The latest Gallup poll has Kerry up by a point, 49-48.
However, it’s one of those famous weekend polls, which nearly always show weaker positions for Republicans. The reasons for this are based in demographics: Republicans tend to be more rural, have families, and be regular churchgoers – which means that Republicans are less likely to answer the phones and talk to a pollster for 20 minutes. Indeed, the internals of Gallup’s poll and previous weekend poll results have shown the same trends when compared with their other mid-week polls. Hopefully Gallup will run another poll mid-week as a point of comparison.
What this shows is that there appears to be a lot of volitilty in this race, and today’s poll numbers may or may not have an influence on what the actual situation is. Polls are only a tool for political scientists. They’re a scientific fa&ccedi;ade over what is basically an unscientific system – at the end of the day political science is somewhat of an oxymoron – you can’t be scientific about a system that’s inherently chaotic. What you can do is take data and draw inferences.
I still maintain that Bush will win. It’s still going to be close, but I don’t think it will be quite as close as some think. Our ally Down Under just showed that a race between a proponent of the Iraq war and an anti-war candidate that was supposed to have been down to the wire won’t necessarily turn out that way – given the similarlities between Australia and America, it’s only reinforcing my belief that the fundamental tenor of the electorate has changed due to September 11.
As I’ve said countless times before, and will again, the votes are what counts – which is why it remains even more imperative that every Republican work to get George W. Bush in the White House. I’m guessing that Gallup’s poll is off – but every Republican should be campaigning like Bush is 10 points behind.

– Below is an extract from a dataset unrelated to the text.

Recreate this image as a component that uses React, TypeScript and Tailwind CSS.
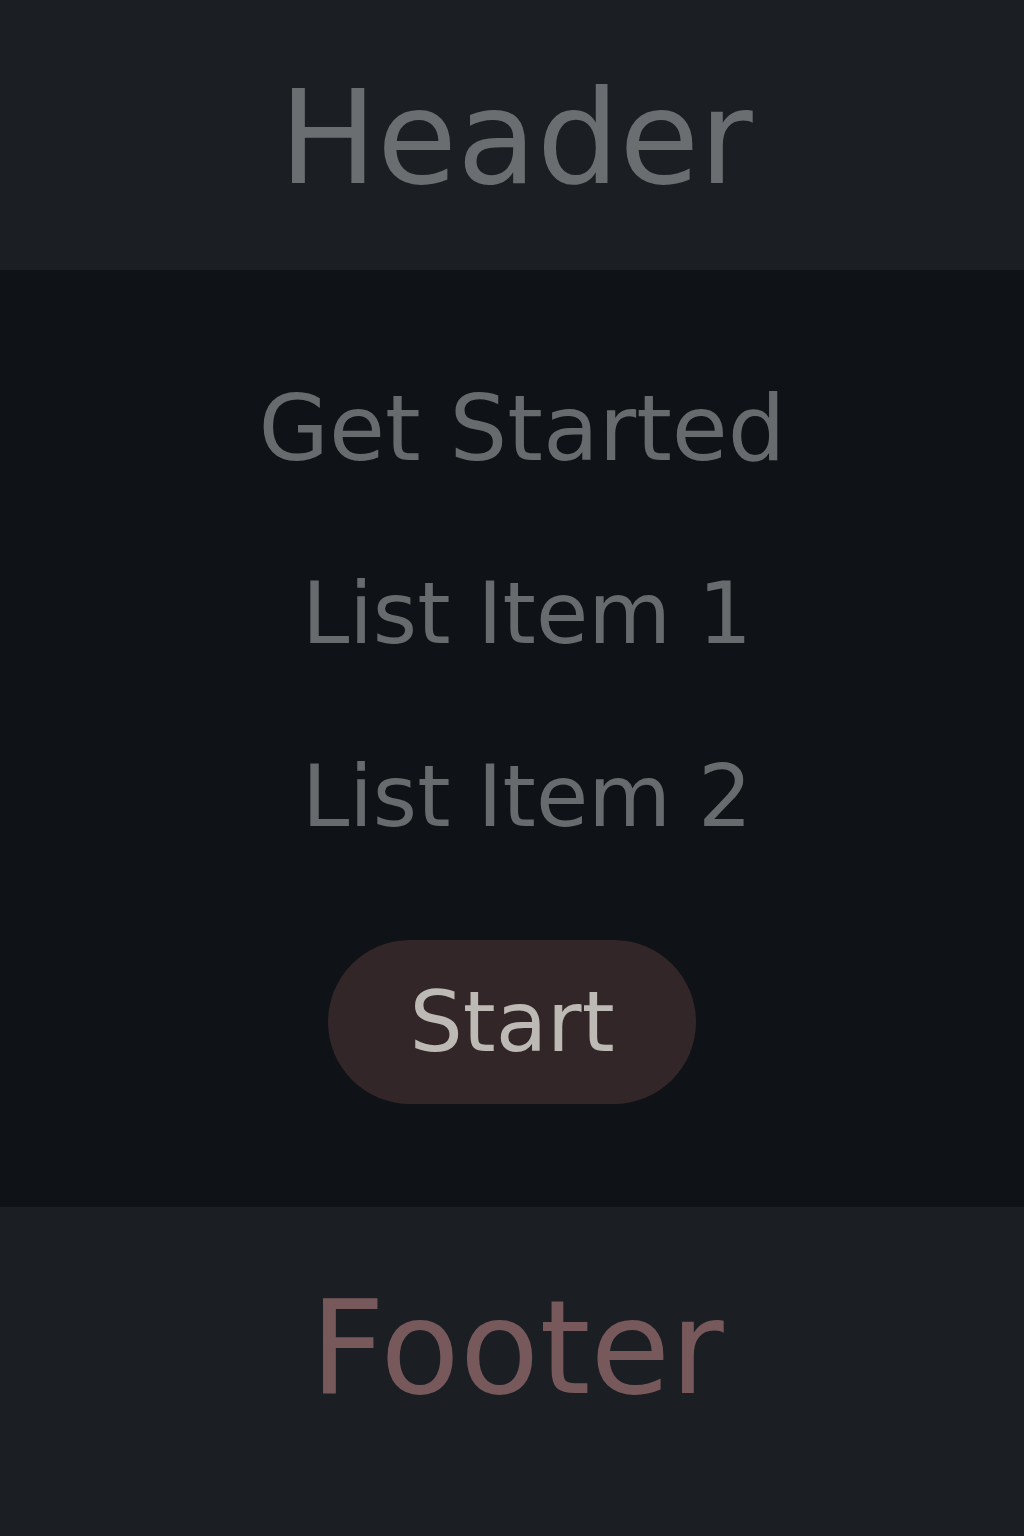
const App = () => {
  return (
    <div
      className="flex flex-col w-full min-h-[1536px] bg-[#0f1216]"
      style={{ fontFamily: '"DejaVu Sans", "Liberation Sans", sans-serif' }}
    >
      <header className="flex h-[270px] items-center justify-center pt-[6px] pl-[8px] bg-[#1b1e22]">
        <h1 className="text-[130px] leading-none font-normal text-[#6b6e71]">Header</h1>
      </header>

      <main className="flex h-[937px] flex-col items-center bg-[#0f1216] pt-[113px]">
        <h2 className="ml-[20px] text-[91px] leading-none text-[#676b6e]">Get Started</h2>
        <ul className="ml-[30px] flex flex-col items-center">
          <li className="mt-[97px] text-[85px] leading-none text-[#676b6e]">List Item 1</li>
          <li className="mt-[98px] text-[85px] leading-none text-[#676b6e]">List Item 2</li>
        </ul>
        <button className="mt-[101px] flex h-[164px] w-[368px] items-center justify-center rounded-full bg-[#322628] text-[84px] leading-none text-[#bdb9b4]">
          Start
        </button>
      </main>

      <footer className="flex h-[329px] justify-center bg-[#1b1e22] pt-[76px] pl-[10px]">
        <p className="text-[130px] leading-none text-[#77595b]">Footer</p>
      </footer>
    </div>
  );
};

export default App;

According to the internals 65% of the respondents saw the second debate. Unlikely to be representative.
Once again, your rationale for disputing the poll data is “Republicans spend 48 hours in church every weekend and don’t answer polls.” This really seems to be a logical stretch. Most people that I know who spend most of their weekends at home are the very salt-of-the-earth types you describe. Most people I know who are not at home over the weekend are party animals, who are more likely to be young and blue-collar, thus more representative of Democratic voters. The reality is that the weekend poll could very easily be lowballing Kerry’s margins. Also, I don’t recall you disputing the validity of Gallup’s post-Democratic Convention poll, taken over a weekend, that showed Bush leading by four points. Was that the one weekend of the year where quaint and pious Republicans decided to play hooky from church?
The correlation between weekend polls and lowered Republican numbers is well established – Ed Goeas did work on it in 2000, and it comes out in NES studies all the time.
No, as if you have a weekend poll that traditional undersamples Republicans that shows Bush leading by four points, it’s usually a sign that his lead is bigger than that.
I’ve done quite a bit of analysis on the polls and have concluded (as have others) that polls done on weekends are more favorable to Kerry. For example, averaging 39 polls in September revealed the following:
1) A poll that included a Saturday showed a Bush lead of 2.8%; a poll that did not include a Saturday showed a Bush lead of 5.6%.
2) A poll that included a Sunday showed a Bush lead of 3.1%; a poll that did not include a Sunday showed a Bush lead of 5.5%.
For Rasmussen polls published September 1 through October 11, polls that include a Saturday show a 1.9% lead for Bush; polls that do not include a Saturday show a 2.6% lead for Bush.